L’arte africana, in un certo senso, rispecchia questa personalità così libera, audace e intraprendente, sempre tesa alla ricerca del nuovo. Di quelle maschere, statue votive, monili, utensili, apprezzava la forza “brutale” ed espressiva che rispondeva in pieno alla sua voglia di ricerca del nuovo, ma anche una continua considerazione delle diverse espressioni del concetto di bellezza; la raffinata semplicità dell’arte africana rappresentava l’altro capo dell’evoluzione di un concetto così antico e universale, rispetto agli elaborati esercizi di stile tipici della cultura europea.
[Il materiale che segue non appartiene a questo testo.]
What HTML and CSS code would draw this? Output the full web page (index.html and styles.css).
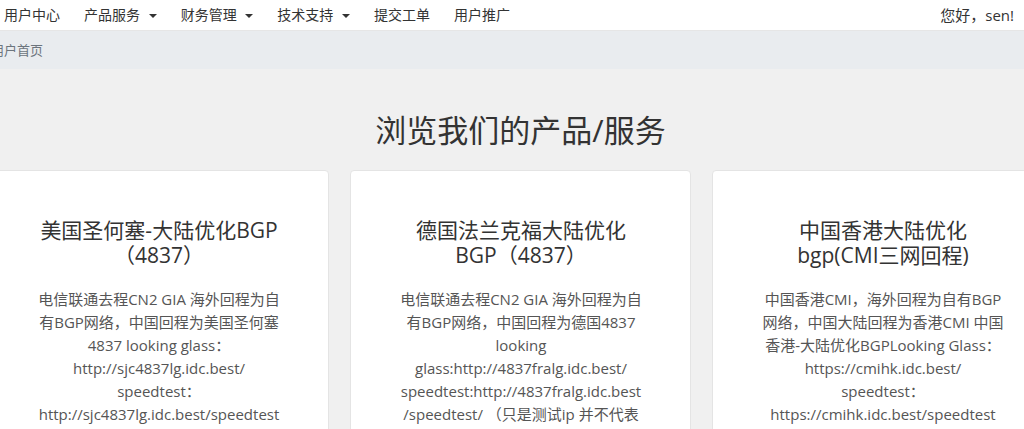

Semplicità dei volumi, purezza del tratto, geometrismo della forma : caratteristiche che avevano già sedotti e interessati gli artisti europei dell’avanguardia cubista e fauve, da Picasso a Modigliani, da Matisse a Braque.

Una collezione che ben presto divenne famosa nel mondo, e alcuni dei pezzi furono esposti in occasione di importanti mostre sull’arte primitiva, come, ad esempio, African negro art che si tenne nel 1935 al Museum of Modern Art di New York. Riscoprirla oggi, dopo tanti anni di ingiustificato oblio, è l’occasione per tornare idealmente agli anni pionieristici della scoperta artistica delle culture primitive, e testimonia delle scelte audaci in fatto di mercato dell’arte da parte di Rubinstein. Dove riuscì a lasciare una sua impronta.